É uma queixa recorrente de professores e diretores: há demasiada burocracia nas escolas. O ministro da Educação reconhece o problema e quer reduzir as tarefas burocráticas dos professores, “para que se possam concentrar no trabalho com os alunos”.

A solução, explicou, passa por criar uma metodologia para o mapeamento exaustivo das tarefas burocráticas em cada escola, “visando a eliminação de documentos e plataformas que não contribuem para a qualidade do processo ensino/aprendizagem”.

5.º e o 7.º escalão têm novas regras, mas quotas não desaparecem

“Reconhecendo os constrangimentos que os professores atualmente em funções enfrentaram no desenvolvimento da sua carreira, propomos aos sindicatos a fixação para a legislatura das condições que permitem o acesso anual aos 5.º e 7.º escalões (englobando quotas e vagas num total de 75% e 58%, respetivamente).”

A carreira dos professores tem dez escalões. Cada um deles tem uma permanência obrigatória mínima de quatro anos, exceto o 5.º escalão (tem dois anos) e o 10.º (não tem limite e chegado ao topo da carreira é naquele escalão que o professor fica até se reformar).

Esse tempo mínimo é apenas um dos critérios — há também a avaliação e a formação obrigatória. Mas há mais. Há escalões com critérios específicos. Para subir ao 3.º e ao 5.º, o professor tem de ser observado na aula. E para subir ao 5.º e ao 7.º é preciso que abram vagas nesses escalões, havendo sempre mais candidatos do que lugares disponíveis.

O que o ministro propõe não é acabar com o estrangulamento, mas antes torná-lo menos apertado. O objetivo é conseguir que até ao final da legislatura seja possível que, todos os anos, a maioria dos professores possa ter vagas nesses escalões — num total de 75% e 58% dos professores, respetivamente, nos 5.º e 7.º escalões.

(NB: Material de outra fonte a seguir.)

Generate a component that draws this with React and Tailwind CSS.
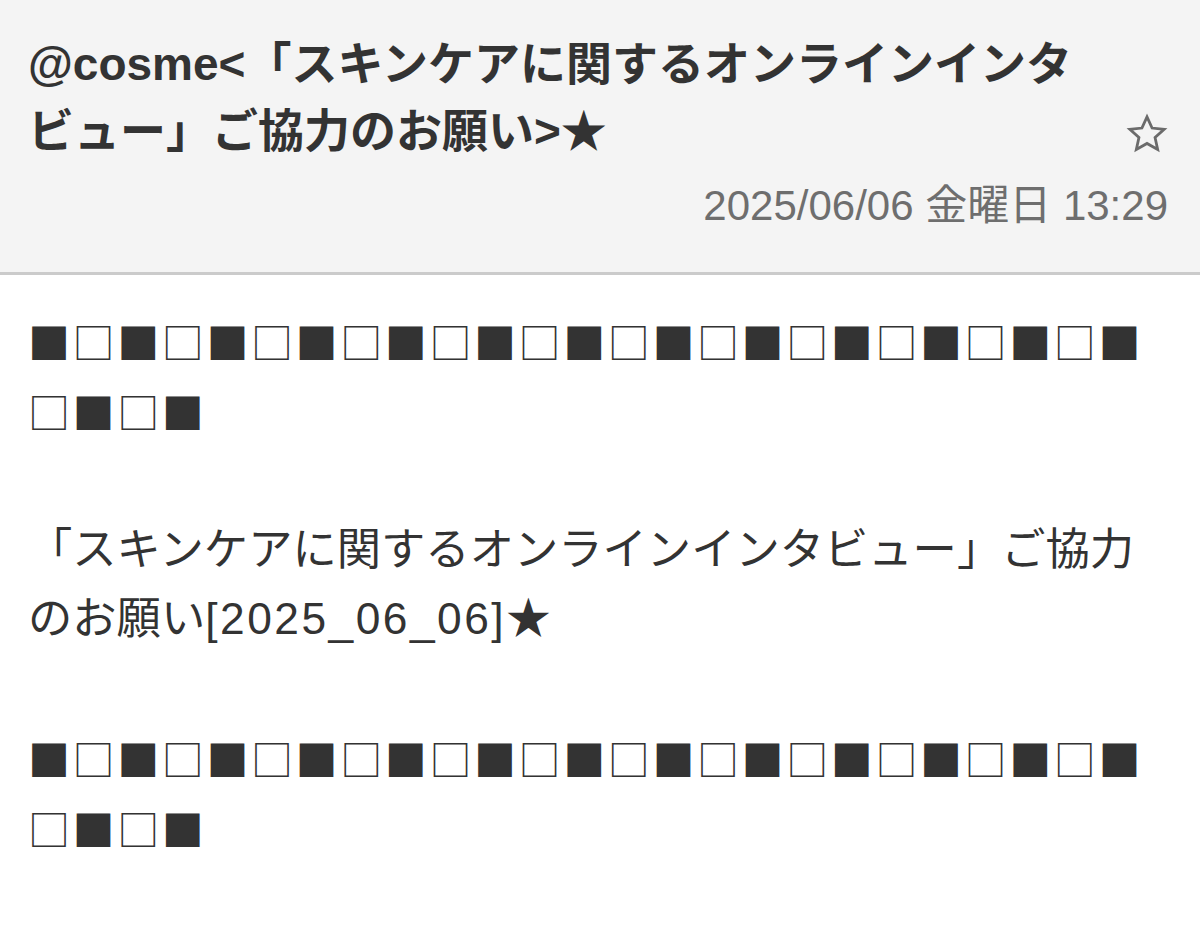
import React from "react";

const FONT = "font-['Liberation_Sans','Noto_Sans_CJK_JP',sans-serif]";

function Squares() {
  const s = "■□■□■□■□■□■□■□■□■□■□■□■□■□■□■";
  return (
    <p className="font-['Noto_Sans_CJK_JP',sans-serif] text-[42px] tracking-[2.6px] break-all">{s}</p>
  );
}

function OutlineStar() {
  return (
    <svg width="42" height="42" viewBox="0 0 24 24" fill="none" aria-hidden="true">
      <polygon
        points="12,2.2 14.9,8.6 21.8,9.3 16.6,14 18.1,20.9 12,17.4 5.9,20.9 7.4,14 2.2,9.3 9.1,8.6"
        stroke="#6b6b6b"
        strokeWidth="1.6"
        strokeLinejoin="miter"
      />
    </svg>
  );
}

export default function App() {
  return (
    <div className={`w-[1200px] h-[925px] bg-white overflow-hidden text-[#333333] ${FONT}`}>
      <header className="h-[275px] bg-[#f4f4f4] border-b-[3px] border-[#cbcbcb] pl-[28px] pr-[32px] pt-[31px]">
        <div className="flex items-end">
          <h1 className="flex-1 text-[46px] leading-[67px] font-bold">
            @cosme&lt;「スキンケアに関するオンラインインタビュー」ご協力のお願い&gt;★
          </h1>
          <div className="ml-[20px] mb-[10px] flex items-center justify-center w-[42px] h-[42px]">
            <OutlineStar />
          </div>
        </div>
        <div className="mt-[16px] text-right text-[42px] leading-[50px] text-[#6e6e6e]">
          2025/06/06 金曜日 13:29
        </div>
      </header>
      <main className="px-[28px] pt-[31px] text-[44.3px] leading-[69.5px]">
        <Squares />
        <p>&nbsp;</p>
        <p>
          「スキンケアに関するオンラインインタビュー」ご協力のお願い<span className="tracking-[2.5px]">[2025_06_06]</span>★
        </p>
        <p>&nbsp;</p>
        <Squares />
      </main>
    </div>
  );
}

“Procuramos, desta forma, responder aos problemas do sistema educativo, valorizando os professores, resolvendo dificuldades antigas, garantindo mais estabilidade, menos precariedade, melhores condições salariais para todos os que estão contratados e acelerar a progressão”, afirmou o ministro. No final, frisou que o Governo o faz “com responsabilidade orçamental” e na expectativa de obter acordos.